A clearly nervous and reticent foreman in a hard hat did his best to avoid answering any questions, even at one point attempting to hide his identity by pulling the brim of his hard hat over his face.
After several seconds of muffled response the hat in question was pushed back to its original position but the answers were no more forthcoming.
Was an event of great national significance unfolding before our eyes? Perchance a threat to national security?
The answer was far more mundane. There had been a subsidence in the road and it appears to be related to the construction of an underground tunnel at an adjacent construction site.
As a result, Marina Boulevard was closed for six hours while inspectors evaluated the situation and determined there was no lasting danger.
I mention all of this because such incidences appear to be an increasing occurrence in Singapore. The underworld of the Republic is becoming a rabbit warren of underground pedestrian walkways, MRT lines and utility tunnels.
Add to this the vibration of the manyfold construction sites and the fact that much of Singapore does not sit on bedrock and it is therefore not surprising that such events occur.

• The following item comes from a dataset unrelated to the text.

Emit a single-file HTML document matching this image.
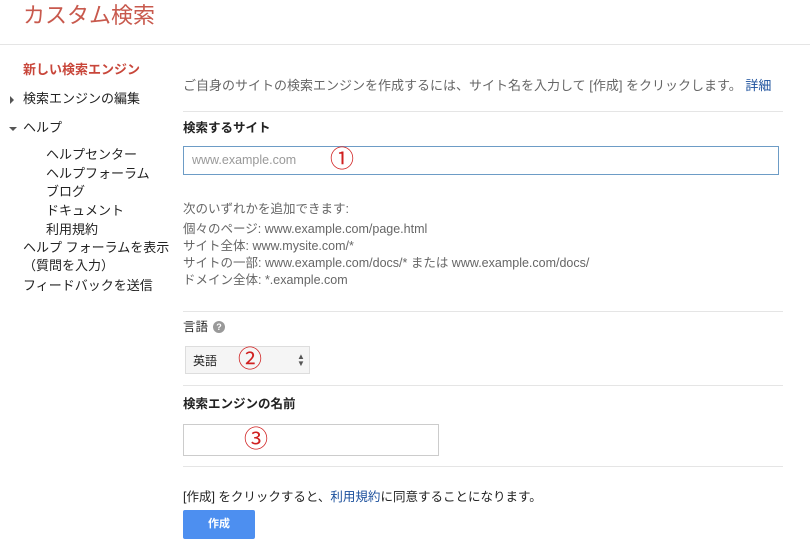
<!DOCTYPE html>
<html><head><meta charset="utf-8"><style>
body{margin:0;width:810px;height:547px;background:#fff;font-family:"Liberation Sans","Noto Sans CJK JP",sans-serif;position:relative;overflow:hidden;color:#222}
.a{position:absolute;white-space:nowrap}
.t{font-size:13px;line-height:16px}
.g{color:#666;font-size:12.5px}
.hr{position:absolute;height:1px;background:#e5e5e5;left:183px;width:600px}
.red{color:#d02020;font-size:24px;line-height:26px}
</style></head><body>
<div class="a" style="left:23px;top:2px;font-size:22px;color:#c8594d;line-height:28px">カスタム検索</div>
<div style="position:absolute;left:0;top:44px;width:810px;height:1px;background:#e5e5e5"></div>

<div class="a t" style="left:23px;top:62px;color:#c8463a;font-weight:bold">新しい検索エンジン</div>
<div class="a" style="left:10px;top:96px;width:0;height:0;border-top:4px solid transparent;border-bottom:4px solid transparent;border-left:4px solid #555"></div>
<div class="a t" style="left:23px;top:91px">検索エンジンの編集</div>
<div class="a" style="left:9px;top:127px;width:0;height:0;border-left:4px solid transparent;border-right:4px solid transparent;border-top:4px solid #555"></div>
<div class="a t" style="left:23px;top:120px">ヘルプ</div>
<div class="a t" style="left:46px;top:147px">ヘルプセンター</div>
<div class="a t" style="left:46px;top:166px">ヘルプフォーラム</div>
<div class="a t" style="left:46px;top:184px">ブログ</div>
<div class="a t" style="left:46px;top:203px">ドキュメント</div>
<div class="a t" style="left:46px;top:222px">利用規約</div>
<div class="a t" style="left:23px;top:240px">ヘルプ フォーラムを表示</div>
<div class="a t" style="left:23px;top:258px">（質問を入力）</div>
<div class="a t" style="left:23px;top:278px">フィードバックを送信</div>

<div class="a g" style="left:183px;top:75px;font-size:13px">ご自身のサイトの検索エンジンを作成するには、サイト名を入力して [作成] をクリックします。 <span style="color:#1a4f9c">詳細</span></div>
<div class="hr" style="top:111px"></div>
<div class="a t" style="left:183px;top:120px;font-weight:bold;font-size:12.5px">検索するサイト</div>
<div class="a" style="left:183px;top:146px;width:596px;height:29px;border:1px solid #6d9cc6;box-sizing:border-box"></div>
<div class="a" style="left:192px;top:153px;font-size:12.5px;color:#999">www.example.com</div>
<div class="a red" style="left:330px;top:147px">①</div>
<div class="a g" style="left:183px;top:198px">次のいずれかを追加できます:</div>
<div class="a g" style="left:183px;top:221px;line-height:17px">個々のページ: www.example.com/page.html<br>サイト全体: www.mysite.com/*<br>サイトの一部: www.example.com/docs/* または www.example.com/docs/<br>ドメイン全体: *.example.com</div>
<div class="hr" style="top:311px"></div>
<div class="a t" style="left:183px;top:319px;font-size:12.5px">言語</div>
<div class="a" style="left:213px;top:321px;width:12px;height:12px;border-radius:50%;background:#999;color:#fff;font-size:9px;line-height:12px;text-align:center;font-weight:bold">?</div>
<div class="a" style="left:185px;top:346px;width:125px;height:28px;background:#f5f5f5;border:1px solid #ddd;box-sizing:border-box"></div>
<div class="a" style="left:193px;top:352px;font-size:12px">英語</div>
<div class="a red" style="left:238px;top:347px">②</div>
<div class="a" style="left:297px;top:353px;font-size:8px;line-height:7px;color:#555">▲<br>▼</div>
<div class="hr" style="top:385px"></div>
<div class="a t" style="left:183px;top:396px;font-weight:bold;font-size:12.5px">検索エンジンの名前</div>
<div class="a" style="left:183px;top:424px;width:256px;height:32px;border:1px solid #ccc;box-sizing:border-box"></div>
<div class="a red" style="left:244px;top:427px">③</div>
<div class="hr" style="top:466px"></div>
<div class="a" style="left:183px;top:486px;font-size:12.5px">[作成] をクリックすると、<span style="color:#1a4f9c">利用規約</span>に同意することになります。</div>
<div class="a" style="left:183px;top:510px;width:72px;height:29px;background:#4d8ff0;border-radius:2px;color:#fff;font-weight:bold;font-size:11px;line-height:29px;text-align:center">作成</div>
</body></html>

The resulting blockage to road traffic occurred on the same day as government agencies announced a further hike in ERP charges. These increases are an attempt to dissuade the use of motor vehicles in the central city areas at peak periods. The charges are levied electronically as a car passes under an ERP gantry and every vehicle carries a digital box and cash card from which the sum is subtracted.
This miracle of technology appears to to be having some effect in curbing motor vehicle use and enhancing the value of public transport.
As the ERP rates climb, Singaporean motorists are also experiencing that sinking feeling.